Serena Williams celebrates beating  Simona Halep during their women's singles quarterfinal match during the Australian Open in Melbourne on February 16, 2021.

“I’m here, and I’m happy to be here and I gotta keep going,” Williams said after beating No. 2-ranked Simona Halep 6-3, 6-3 in a quarterfinal match that finished while most Americans were still asleep Tuesday morning in the U.S. “Obviously, I have an incredible opponent to play and it’ll be nice to hopefully keep raising the level of my game. I’m going to have to.”

Out of fairness to Williams, let’s be clear that she is an underdog to Osaka, who arrives at the semifinals on a 19-match winning streak and hasn’t lost since a Fed Cup match in Spain last February that hardly anyone watched or remembers. Ever since the U.S. Open last fall, Osaka has had that aura around her like Williams used to, where it just seems like she has a gear in the big matches that her opponents don’t.

The way Osaka has played in Australia only reinforces her status as the favorite to win a fourth Grand Slam title. 

But the way Williams has played in this tournament, the way she’s looked on the court, is far more impressive than just getting here. Serena is still such a towering figure that she can play average tennis and, if the draw breaks the right way, go deep at a Grand Slam. This time, she’s truly looked like a top-five player again, maybe even good enough to get by Osaka and win the trophy. 

Which, even for Serena, is a pretty pleasant surprise because after tennis’ restart last season, the trajectory did not look promising. As Williams’ game evolved into her late 30s, it was very obvious that her movement around the court was no longer a weapon and had started to become a liability. 

That’s perfectly natural. After all those years of pounding on the legs, of sudden movements and stress on joints, quickness suffers and injuries mount for all tennis players. In Williams’ case, there was a pregnancy and other health issues to deal with before returning to the tour in 2018. 

Williams could still power her way through games, could still serve opponents off the court, could still beat most opponents. But if her serve was even a little bit off or her timing on the forehand wasn’t there, she didn’t have anything to fall back on against the best players in the world. And by the end of last season, when she lost to Vika Azarenka in the U.S. Open semis and pulled out of the French Open due to a lingering Achilles injury, she didn’t look like a complete player anymore.

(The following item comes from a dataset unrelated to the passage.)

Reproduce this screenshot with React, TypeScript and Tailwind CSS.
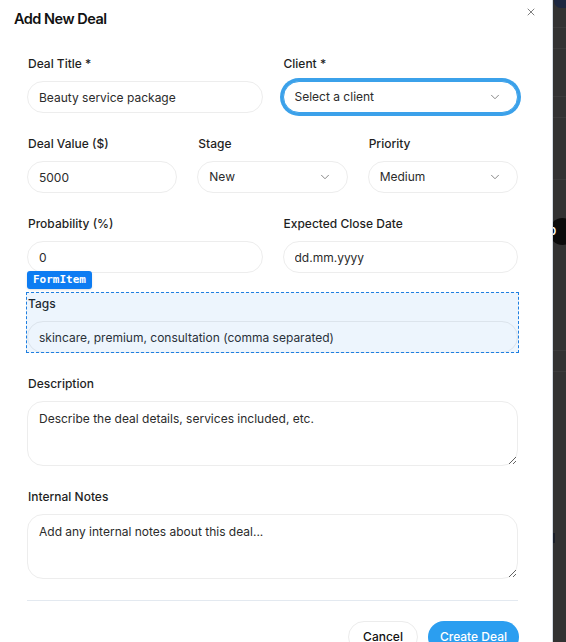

Those kind of physical issues usually don’t turn around when you’re staring down your 40th birthday. It felt like her best chance to get one more Grand Slam had perhaps slipped away. 

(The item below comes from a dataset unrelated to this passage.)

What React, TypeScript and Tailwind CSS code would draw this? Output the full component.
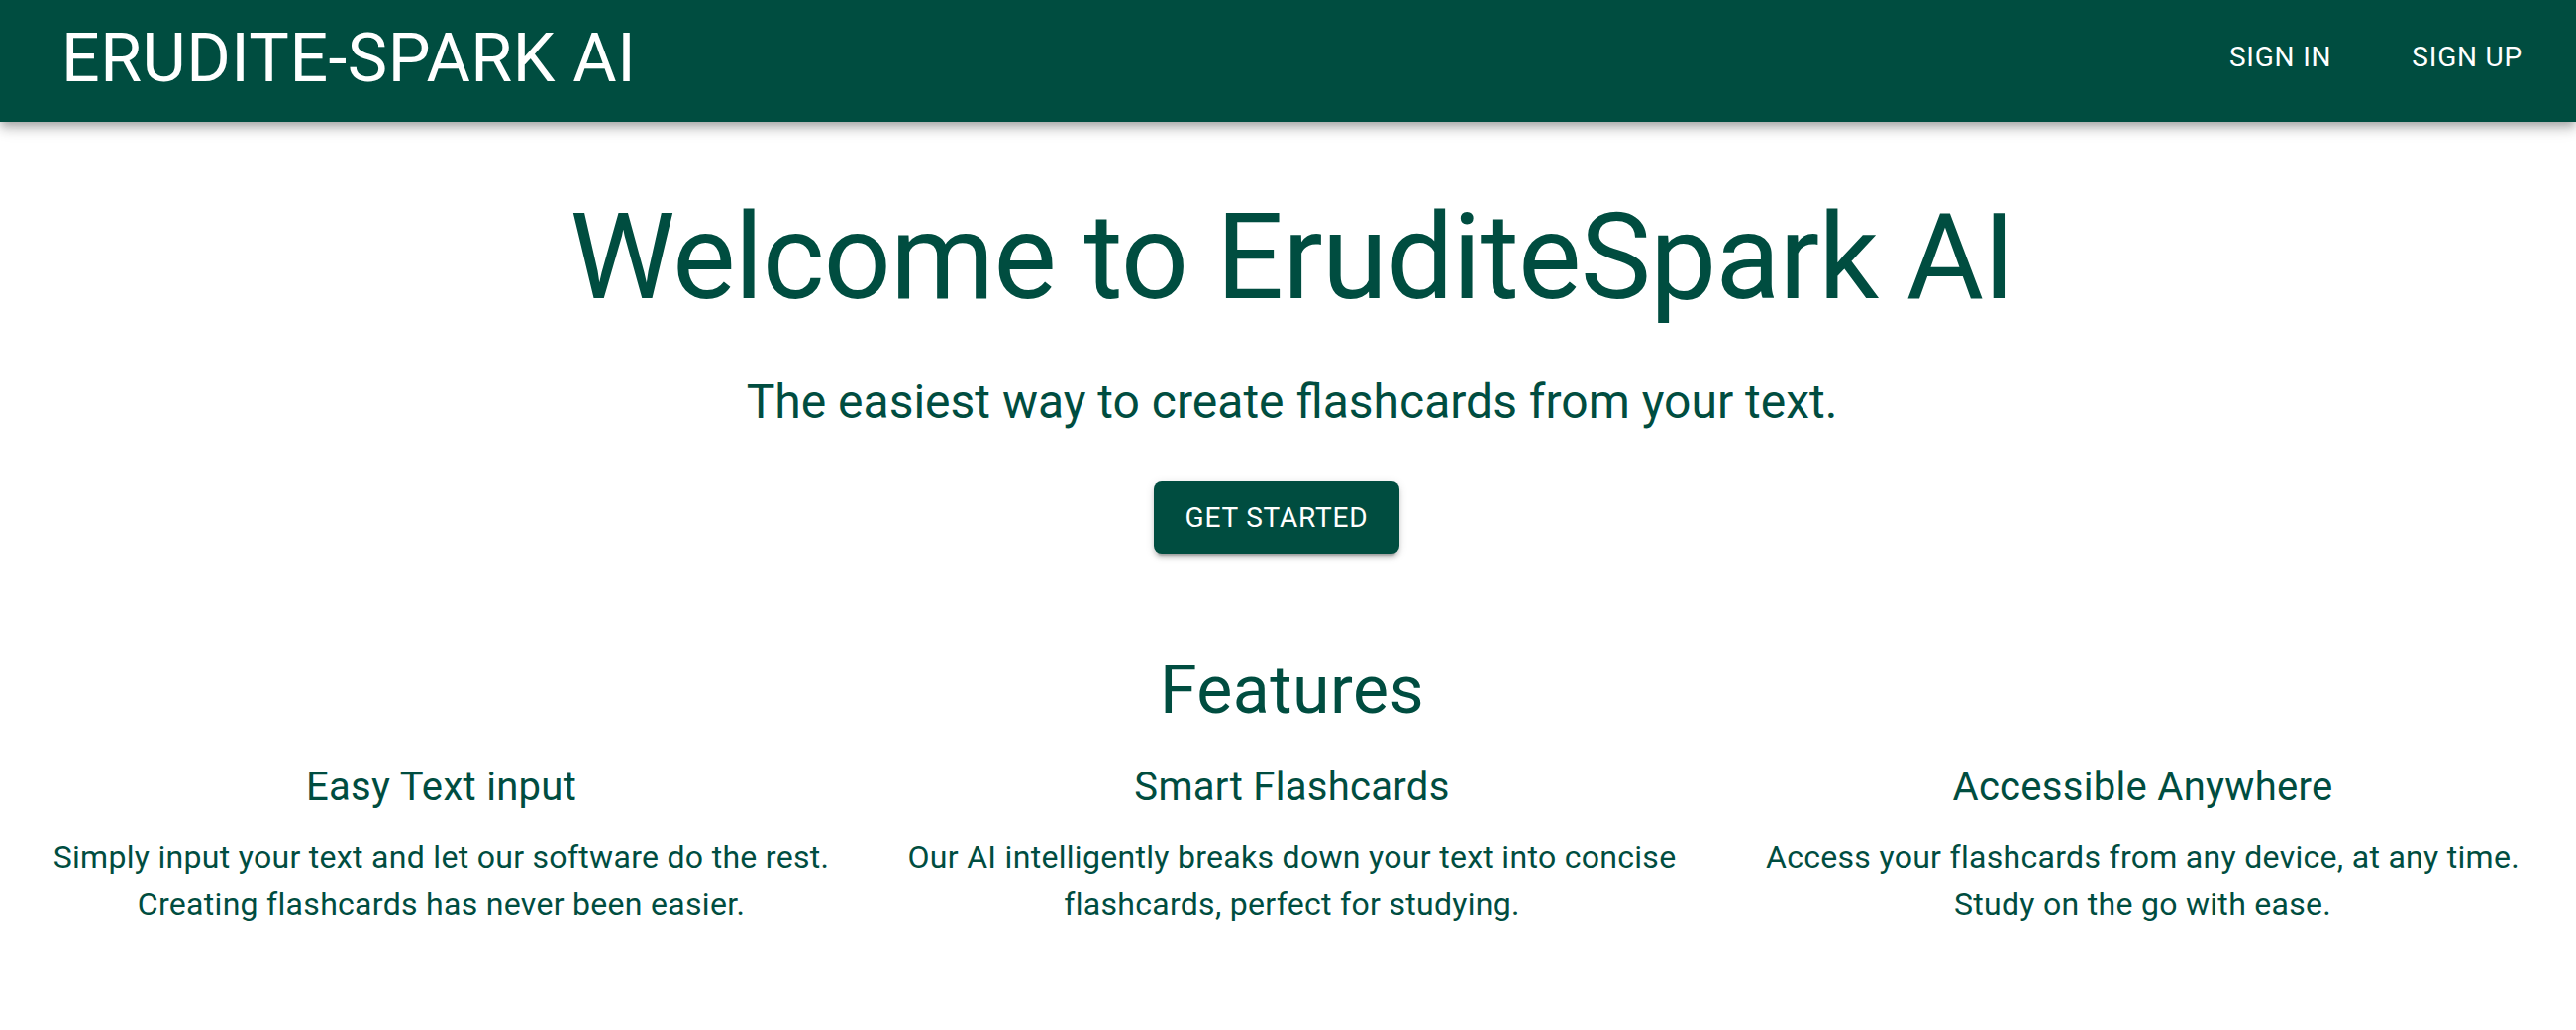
const features = [
  {
    title: "Easy Text input",
    body: "Simply input your text and let our software do the rest. Creating flashcards has never been easier.",
  },
  {
    title: "Smart Flashcards",
    body: "Our AI intelligently breaks down your text into concise flashcards, perfect for studying.",
  },
  {
    title: "Accessible Anywhere",
    body: "Access your flashcards from any device, at any time. Study on the go with ease.",
  },
];

export default function App() {
  return (
    <div className="min-h-screen bg-white font-['Roboto',sans-serif] text-[#004d40]">
      <header className="relative z-10 flex h-[123px] items-center bg-[#004d40] pb-[5px] pl-[62px] pr-[38px] text-white shadow-[0_4px_8px_-2px_rgba(0,0,0,0.2),0_8px_10px_0_rgba(0,0,0,0.14),0_2px_20px_0_rgba(0,0,0,0.12)]">
        <h1 className="text-[68px] font-normal leading-[84px] tracking-[0.5px]">ERUDITE-SPARK AI</h1>
        <nav className="mb-[3px] ml-auto flex items-center gap-[49px]">
          <button className="px-[16px] py-[12px] text-[28px] font-normal uppercase leading-[49px] tracking-[0.8px]">
            Sign In
          </button>
          <button className="px-[16px] py-[12px] text-[28px] font-normal uppercase leading-[49px] tracking-[0.8px]">
            Sign Up
          </button>
        </nav>
      </header>

      <main className="pl-12 pr-10">
        <section className="mt-[65px] flex flex-col items-center text-center">
          <h2 className="mb-[42px] text-[120px] font-normal leading-[144px] tracking-[-1px]">
            Welcome to EruditeSpark AI
          </h2>
          <p className="text-[48px] leading-[64px]">The easiest way to create flashcards from your text.</p>
          <button className="mr-[31px] mt-[48px] rounded-[8px] bg-[#004d40] px-[32px] py-[12px] text-[28px] font-normal uppercase leading-[49px] tracking-[0.8px] text-white shadow-[0_6px_2px_-4px_rgba(0,0,0,0.2),0_4px_4px_0_rgba(0,0,0,0.14),0_2px_10px_0_rgba(0,0,0,0.12)]">
            Get Started
          </button>
        </section>

        <section className="mt-[96px] text-center">
          <h2 className="mb-[24px] text-[68px] font-normal leading-[84px] tracking-[0.5px]">Features</h2>
          <div className="grid grid-cols-3 gap-16">
            {features.map((f) => (
              <div key={f.title}>
                <h3 className="mb-[14px] text-[40px] font-normal leading-[64px] tracking-[0.3px]">{f.title}</h3>
                <p className="text-[32px] leading-[48px] tracking-[0.3px]">{f.body}</p>
              </div>
            ))}
          </div>
        </section>
      </main>
    </div>
  );
}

But somehow, some way, Williams used the last four months to become faster and fitter and turn around the narrative on the last stage of her career. She showed up in Australia ready to play defense when necessary, to retrieve balls that she simply could not get to the last few years, to dig out of the corners and transition to offense. Against two very different types of players — the powerful Aryna Sabalenka in the Round of 16 and the model of consistency in Halep — she thrived in long rallies and didn’t feel the need to end points quickly. 

In somewhat of a revealing comment after the Halep match, Williams talked about needing to embrace the things she’s good at, signaling perhaps that she had conceded too much in terms of her ability to outlast opponents instead of just overpowering them. 

“Movement has always been one of my strengths so it’s more natural for me to move than for me not,” she said. "It’s like, ‘Oh, that’s how I used to move,’ so it’s pretty good and I’m happy I’m doing that again and put it back into my game. I think I was more focused on other things and not focused on something that has always been a strength of mine and I had to refocus on that.”

In that sense, Williams becomes a very different opponent than even the player Osaka beat in the infamous 2018 U.S. Open final where Williams was penalized a game late in the match for verbally abusing an umpire. Those two have not played an official match since, and Osaka is no longer a newcomer to big matches or a timid personality who reluctantly became a superstar. 

Now Osaka has the game, the titles and the swagger to become the dominant player of her generation, with all the evidence pointing toward another Grand Slam title this weekend. The Williams we saw the last couple of years probably wouldn’t be a big threat to that outcome. But this version is a plot twist that gives Williams a chance for her greatest triumph.